In 1885, he found an opportunity to restore his reputation. Joseph Halder, a businessman from Munich, conceived plans for a circular, panoramic painting depicting the Crucifixion of Christ and, recalling Piglhein's work at the Munich Exhibition, the commission was given to him. From 1885 to 1886, he made a trip to Jerusalem, where he made sketches for what would become his magnum opus. Under his direction, the landscape painters Josef Block, Johann Adalbert Heine (1850–1905) and Josef Krieger (1848–1914) created the scenes, while Piglhein executed the figures.
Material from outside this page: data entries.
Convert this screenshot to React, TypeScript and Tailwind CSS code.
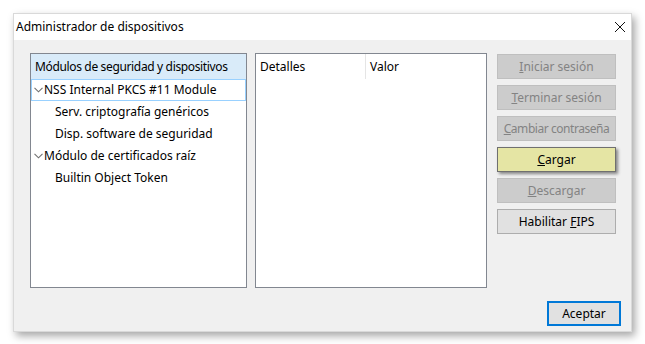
import React from "react";

const font = { fontFamily: '"Noto Sans", "Open Sans", sans-serif' };

function Chevron() {
  return (
    <svg width="9" height="6" viewBox="0 0 9 6" className="shrink-0">
      <polyline points="0.5,0.8 4.5,4.8 8.5,0.8" fill="none" stroke="#707070" strokeWidth="1.1" />
    </svg>
  );
}

function Btn({
  children,
  variant,
  tight,
}: {
  children: React.ReactNode;
  variant: "disabled" | "hover" | "normal";
  tight?: boolean;
}) {
  const cls =
    variant === "disabled"
      ? "bg-[#cccccc] border-[#bfbfbf] text-[#838383]"
      : variant === "hover"
      ? "bg-[#e5e5a4] border-[#6f6f6f] text-black shadow-[2px_2px_3px_rgba(0,0,0,0.45)]"
      : "bg-[#e1e1e1] border-[#adadad] text-black";
  return (
    <div
      className={`h-[25px] w-[119px] border flex items-center justify-center text-[12px] whitespace-nowrap ${
        tight ? "tracking-[-0.45px]" : ""
      } ${cls}`}
    >
      {children}
    </div>
  );
}

export default function App() {
  return (
    <div className="w-[645px] h-[344px] bg-white pt-[13px] pl-[13px]" style={font}>
      <div className="w-[619px] h-[319px] bg-[#f0f0f0] border border-[#d9d9d9] shadow-[3px_4px_8px_rgba(0,0,0,0.35)] flex flex-col">
        <div className="h-[26px] bg-white flex items-center justify-between pl-[2px] pr-[4px] shrink-0">
          <span className="text-[12px] text-black leading-none">Administrador de dispositivos</span>
          <svg width="12" height="12" viewBox="0 0 12 12" className="mr-[1px]">
            <path d="M1 1 L11 11 M11 1 L1 11" stroke="#111" strokeWidth="1" />
          </svg>
        </div>
        <div className="flex-1 flex flex-col">
          <div className="flex pt-[13px] pl-[16px]">
            <div className="w-[217px] h-[235px] bg-white border border-[#828790] flex flex-col">
              <div className="h-[25px] bg-[#d9ebf9] flex items-center pl-[4px] text-[12px] text-black shrink-0 tracking-[-0.35px] whitespace-nowrap">
                Módulos de seguridad y dispositivos
              </div>
              <div className="h-[22px] border border-[#99d1ff] flex items-center pl-[2px] gap-[1px] text-[12px] text-black">
                <Chevron />
                <span>NSS Internal PKCS #11 Module</span>
              </div>
              <div className="h-[22px] flex items-center pl-[24px] text-[12px] text-black">
                Serv. criptografía genéricos
              </div>
              <div className="h-[22px] flex items-center pl-[24px] text-[12px] text-black">
                Disp. software de seguridad
              </div>
              <div className="h-[22px] flex items-center pl-[3px] gap-[1px] text-[12px] text-black">
                <Chevron />
                <span>Módulo de certificados raíz</span>
              </div>
              <div className="h-[22px] flex items-center pl-[24px] text-[12px] text-black">
                Builtin Object Token
              </div>
            </div>
            <div className="ml-[8px] w-[232px] h-[235px] bg-white border border-[#828790] flex flex-col">
              <div className="h-[25px] flex text-[12px] text-black shrink-0">
                <div className="w-[110px] border-r border-[#e5e5e5] flex items-center pl-[4px]">Detalles</div>
                <div className="flex-1 flex items-center pl-[4px]">Valor</div>
              </div>
            </div>
            <div className="ml-[10px] mt-[1px] flex flex-col gap-[6px]">
              <Btn variant="disabled"><span><u>I</u>niciar sesión</span></Btn>
              <Btn variant="disabled"><span><u>T</u>erminar sesión</span></Btn>
              <Btn variant="disabled" tight><span><u>C</u>ambiar contraseña</span></Btn>
              <Btn variant="hover"><span><u>C</u>argar</span></Btn>
              <Btn variant="disabled"><span><u>D</u>escargar</span></Btn>
              <Btn variant="normal"><span>Habilitar <u>F</u>IPS</span></Btn>
            </div>
          </div>
          <div className="flex justify-end pr-[10px] mt-[13px]">
            <div className="w-[74px] h-[25px] bg-[#e1e1e1] border-2 border-[#0078d7] flex items-center justify-center text-[12px] text-black">
              Aceptar
            </div>
          </div>
        </div>
      </div>
    </div>
  );
}
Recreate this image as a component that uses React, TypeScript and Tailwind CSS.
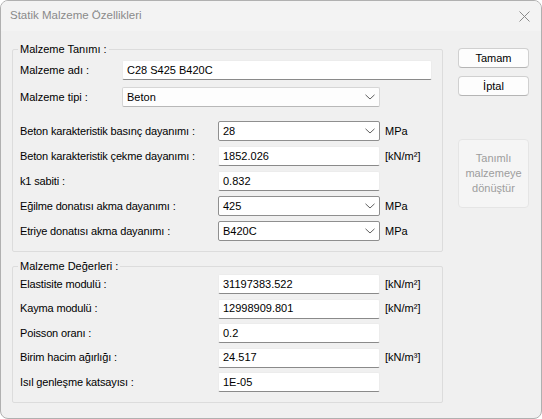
import React from 'react';

const Chevron = () => (
  <svg width="10" height="6" viewBox="0 0 10 6" className="shrink-0">
    <path d="M0.5 0.8 L5 5 L9.5 0.8" fill="none" stroke="#606060" strokeWidth="1" />
  </svg>
);

function TextBox({ value, w }: { value: string; w: string }) {
  return (
    <div className={`${w} h-[20px] shrink-0 flex items-center bg-white border border-[#ececec] border-b-[#8a8a8a] rounded-[2px] pl-[4px] text-black`}>
      {value}
    </div>
  );
}

function Combo({ value, w, list }: { value: string; w: string; list?: boolean }) {
  const border = list ? 'border-[#d6d6d6] border-b-[#b8b8b8] bg-[#fdfdfd]' : 'border-[#8f8f8f] bg-white';
  return (
    <div className={`${w} h-[20px] shrink-0 flex items-center justify-between border ${border} rounded-[2px] pl-[4px] pr-[4px]`}>
      <span>{value}</span>
      <Chevron />
    </div>
  );
}

type Row = { label: string; value: string; unit?: string; combo?: boolean };

const ROWS1: Row[] = [
  { label: 'Beton karakteristik basınç dayanımı :', value: '28', unit: 'MPa', combo: true },
  { label: 'Beton karakteristik çekme dayanımı :', value: '1852.026', unit: '[kN/m²]' },
  { label: 'k1 sabiti :', value: '0.832' },
  { label: 'Eğilme donatısı akma dayanımı :', value: '425', unit: 'MPa', combo: true },
  { label: 'Etriye donatısı akma dayanımı :', value: 'B420C', unit: 'MPa', combo: true },
];

const ROWS2: Row[] = [
  { label: 'Elastisite modulü :', value: '31197383.522', unit: '[kN/m²]' },
  { label: 'Kayma modulü :', value: '12998909.801', unit: '[kN/m²]' },
  { label: 'Poisson oranı :', value: '0.2' },
  { label: 'Birim hacim ağırlığı :', value: '24.517', unit: '[kN/m³]' },
  { label: 'Isıl genleşme katsayısı :', value: '1E-05' },
];

function FieldRow({ r }: { r: Row }) {
  return (
    <div className="flex h-[20px] items-center">
      <span className="w-[198px] shrink-0 whitespace-nowrap tracking-[-0.15px]">{r.label}</span>
      {r.combo ? <Combo value={r.value} w="w-[162px]" /> : <TextBox value={r.value} w="w-[162px]" />}
      {r.unit && <span className="ml-[5px]">{r.unit}</span>}
    </div>
  );
}

export default function App() {
  return (
    <div className="w-[542px] h-[419px] bg-white font-['Liberation_Sans',Arial,sans-serif] text-[11px] text-black">
      <div className="w-[542px] h-[419px] border border-[#b0b0b0] rounded-[8px] bg-[#f0f0f0] overflow-hidden flex flex-col">
        {/* title bar */}
        <div className="h-[30px] shrink-0 bg-[#f3f3f3] flex items-center justify-between pl-[9px] pr-[11px]">
          <span className="text-[#8a8a8a] text-[11.5px]">Statik Malzeme Özellikleri</span>
          <svg width="11" height="11" viewBox="0 0 11 11">
            <path d="M0.5 0.5 L10.5 10.5 M10.5 0.5 L0.5 10.5" stroke="#8a8a8a" strokeWidth="1" />
          </svg>
        </div>

        <div className="flex">
          <div className="ml-[11px] w-[431px] pt-[10px]">
            <fieldset className="border border-[#dcdcdc] rounded-[2px] pl-[7px] pb-[10px]">
              <legend className="-ml-[2px] px-[2px] leading-[16px]">Malzeme Tanımı :</legend>
              <div className="flex h-[20px] items-center mt-[3px]">
                <span className="w-[102px] shrink-0">Malzeme adı :</span>
                <TextBox value="C28 S425 B420C" w="w-[310px]" />
              </div>
              <div className="flex h-[20px] items-center mt-[7px]">
                <span className="w-[102px] shrink-0">Malzeme tipi :</span>
                <Combo value="Beton" w="w-[258px]" list />
              </div>
              <div className="flex flex-col gap-[5px] mt-[14px]">
                {ROWS1.map((r) => <FieldRow key={r.label} r={r} />)}
              </div>
            </fieldset>

            <fieldset className="mt-[6px] border border-[#dcdcdc] rounded-[2px] pl-[7px] pb-[10px]">
              <legend className="-ml-[2px] px-[2px] leading-[16px]">Malzeme Değerleri :</legend>
              <div className="flex flex-col gap-[4.5px]">
                {ROWS2.map((r) => <FieldRow key={r.label} r={r} />)}
              </div>
            </fieldset>
          </div>

          <div className="ml-[15px] mt-[17px] w-[71px] flex flex-col">
            <button className="h-[20px] bg-[#fdfdfd] border border-[#d0d0d0] border-b-[#b5b5b5] rounded-[4px] text-[11px] leading-none">Tamam</button>
            <button className="mt-[8px] h-[20px] bg-[#fdfdfd] border border-[#d0d0d0] border-b-[#b5b5b5] rounded-[4px] text-[11px] leading-none">İptal</button>
            <button disabled className="mt-[43px] h-[69px] bg-[#f5f5f5] border border-[#e5e5e5] rounded-[4px] text-[11px] leading-[15px] text-[#9d9d9d]">
              Tanımlı<br />malzemeye<br />dönüştür
            </button>
          </div>
        </div>
      </div>
    </div>
  );
}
The work was displayed in Munich, Berlin and Vienna, where it was destroyed by a fire in 1892. Ten photographs of the work were taken on opening day. At least 15 copies of the work were made (some of which were made by his assistants, who were not under Piglhein's contractual obligations to produce but one panorama). Extant panoramas are located in Einsiedeln, Switzerland and Sainte-Anne-de-Beaupré in Québec, Canada.

The ten photographs

In 1886, he was appointed a Professor at the Academy of Fine Arts Munich. With his reputation reestablished, he began to produce large canvases on religious themes and portraits. In 1892, he became one of the founders and the first President of the Munich Secession, although he was already suffering from physical ailments that inhibited his ability to work. He died in 1894 in Munich.